NIST Awards $123 Million in Recovery Act Grants to Construct New Research Facilities
The U.S. Commerce Departments National Institute of Standards and Technology (NIST) has awarded more than $123 million in American Recovery and Reinvestment Act grants to support the construction of new scientific research facilities at 11 universities and one non-profit research organization.
The U.S. Commerce Department’s National Institute of Standards and Technology (NIST) has awarded more than $123 million in American Recovery and Reinvestment Act grants to support the construction of new scientific research facilities at 11 universities and one non-profit research organization.
With ultimate research targets ranging from off-shore wind power and coral reef ecology to quantum physics and nanotechnology, the 12 projects will launch more than $250 million in new laboratory construction projects beginning early this year.
“These awards will create jobs by helping to fund 12 major, shovel-ready construction projects,” U.S. Commerce Secretary Gary Locke said. “These new, state-of-the-art facilities will help keep the United States at the forefront of scientific and technological innovation and will support economic growth.”

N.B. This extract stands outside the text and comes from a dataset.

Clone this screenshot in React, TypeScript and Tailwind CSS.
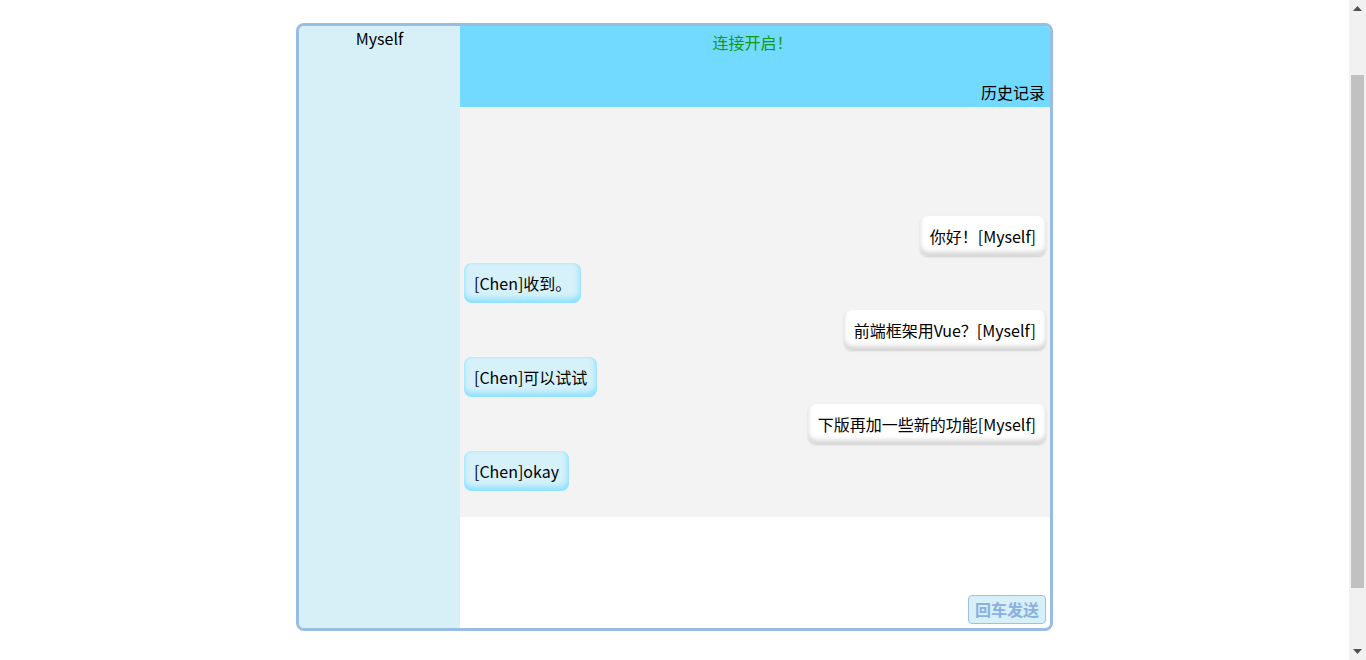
type Msg = { from: "me" | "chen"; text: string };

const messages: Msg[] = [
  { from: "me", text: "你好！[Myself]" },
  { from: "chen", text: "[Chen]收到。" },
  { from: "me", text: "前端框架用Vue？[Myself]" },
  { from: "chen", text: "[Chen]可以试试" },
  { from: "me", text: "下版再加一些新的功能[Myself]" },
  { from: "chen", text: "[Chen]okay" },
];

function Bubble({ msg }: { msg: Msg }) {
  if (msg.from === "me") {
    return (
      <div className="flex justify-end">
        <div className="rounded-lg bg-white px-[10px] py-2 leading-6 shadow-[inset_0_-4px_5px_#d6d6d6,0_1px_2px_#d0d0d0]">
          {msg.text}
        </div>
      </div>
    );
  }
  return (
    <div className="flex justify-start">
      <div className="rounded-lg bg-[#d6f1fa] px-[10px] py-2 leading-6 shadow-[inset_-1px_-4px_6px_#88dfff,inset_0_0_3px_#a0e6ff]">
        {msg.text}
      </div>
    </div>
  );
}

// fake page scrollbar, the page is scrolled a bit down in the shot
function ScrollBar() {
  return (
    <div className="flex w-[17px] shrink-0 flex-col items-center bg-[#f1f1f1]">
      <div className="flex h-[17px] items-center justify-center">
        <svg width="9" height="5" viewBox="0 0 9 5">
          <path d="M0 5 L4.5 0 L9 5 Z" fill="#505050" />
        </svg>
      </div>
      <div className="h-[58px]" />
      <div className="h-[513px] w-[13px] bg-[#c1c1c1]" />
      <div className="flex-1" />
      <div className="flex h-[17px] items-center justify-center">
        <svg width="9" height="5" viewBox="0 0 9 5">
          <path d="M0 0 L4.5 5 L9 0 Z" fill="#505050" />
        </svg>
      </div>
    </div>
  );
}

export default function App() {
  return (
    <div
      className="flex h-[660px] overflow-hidden bg-white"
      style={{ fontFamily: '"Noto Sans CJK SC", "Noto Sans", sans-serif' }}
    >
      <div className="flex-1 pt-[23px]">
        <div className="mx-auto flex h-[608px] w-[757px] overflow-hidden rounded-lg border-[3px] border-[#99bde2] text-base text-black">
          {/* sidebar */}
          <div className="w-[161px] shrink-0 bg-[#d7f0f8] text-center leading-6">
            Myself
          </div>

          {/* main */}
          <div className="flex flex-1 flex-col">
            <div className="flex h-[81px] flex-col justify-between bg-[#72d9ff] pb-[3px] pr-[5px]">
              <div className="pt-1 text-center leading-6 text-[#119911]">
                连接开启！
              </div>
              <div className="text-right leading-6">历史记录</div>
            </div>

            <div className="flex h-[410px] flex-col justify-end gap-[7px] bg-[#f3f3f3] px-1 pb-[26px]">
              {messages.map((m, i) => (
                <Bubble key={i} msg={m} />
              ))}
            </div>

            <div className="flex flex-1 items-end justify-end bg-white p-1">
              <button className="rounded border border-[#9cc0e6] bg-[#d7f0f8] px-[6px] text-base font-bold leading-[27px] text-[#8aafe0]">
                回车发送
              </button>
            </div>
          </div>
        </div>
      </div>
      <ScrollBar />
    </div>
  );
}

The 12 construction project awards, the result of a competition announced by NIST last May, include:
$15 million to the University of Pittsburgh (Pittsburgh, Pa.) for new laboratories for nanoscience and experimental physics,
$15 million to Nova Southeastern University Inc. (Fort Lauderdale-Davis, Fla.) for a Center of Excellence for Coral Reef Ecosystem Science research facility,
$12.4 million to the University of Maine (Orono, Me.) for an Advanced Nanocomposites in Renewable Energy Laboratory,
$12.3 million to the University of Kansas Center for Research (Lawrence, Kan.) for the new Measurement, Materials and Sustainable Environment Center (M2SEC),
$11.8 million to the University of Kentucky (Lexington, Ky.) for an expansion of the Center for Applied Energy Research Laboratory,
$11.8 million to Purdue University (West Lafayette, Ind.) for a Center for High Performance Buildings at the Ray W. Herrick Laboratories,
$11.6 million to the Georgia Tech Research Corporation (Atlanta, Ga.) for a pilot-scale laboratory for carbon-neutral energy solutions,
$10.3 million to the University of Maryland (College Park, Md.) for a laboratory for advanced quantum science in the school’s new Physical Sciences Complex,
$8.1 million to the Woods Hole Oceanographic Institution (Barnstable, Mass.) for the Laboratory for Ocean Sensors and Observing Systems (LOSOS),
$6.9 million to the University of Nebraska – Lincoln (Lincoln, Neb.) for a nanoscience metrology facility,
$6.9 million to Georgetown University (Washington, D.C.) for The Institute for Soft Matter Synthesis and Metrology, and
$1.4 million to Columbia University (New York, N.Y.) for an ultraclean geochemistry laboratory at Lamont-Doherty Earth Observatory.
In addition to satisfying the core objectives of the Recovery Act—creating and saving jobs and investment in infrastructure that will provide long-term economic benefits—the projects were chosen on the basis of the scientific and technical merit of the proposals, the need for federal funding, design quality and suitability for the intended purpose, and the strength of the project-management plan.
The new facilities also support research goals of the Commerce Department, NIST and the National Oceanic and Atmospheric Administration (NOAA), including the study of advanced materials, coral reefs, hurricanes, quantum physics, nanoscience and metrology.
Information on other NIST activities under the American Recovery and Reinvestment Act of 2009 is available on the Web at www.nist.gov/recovery.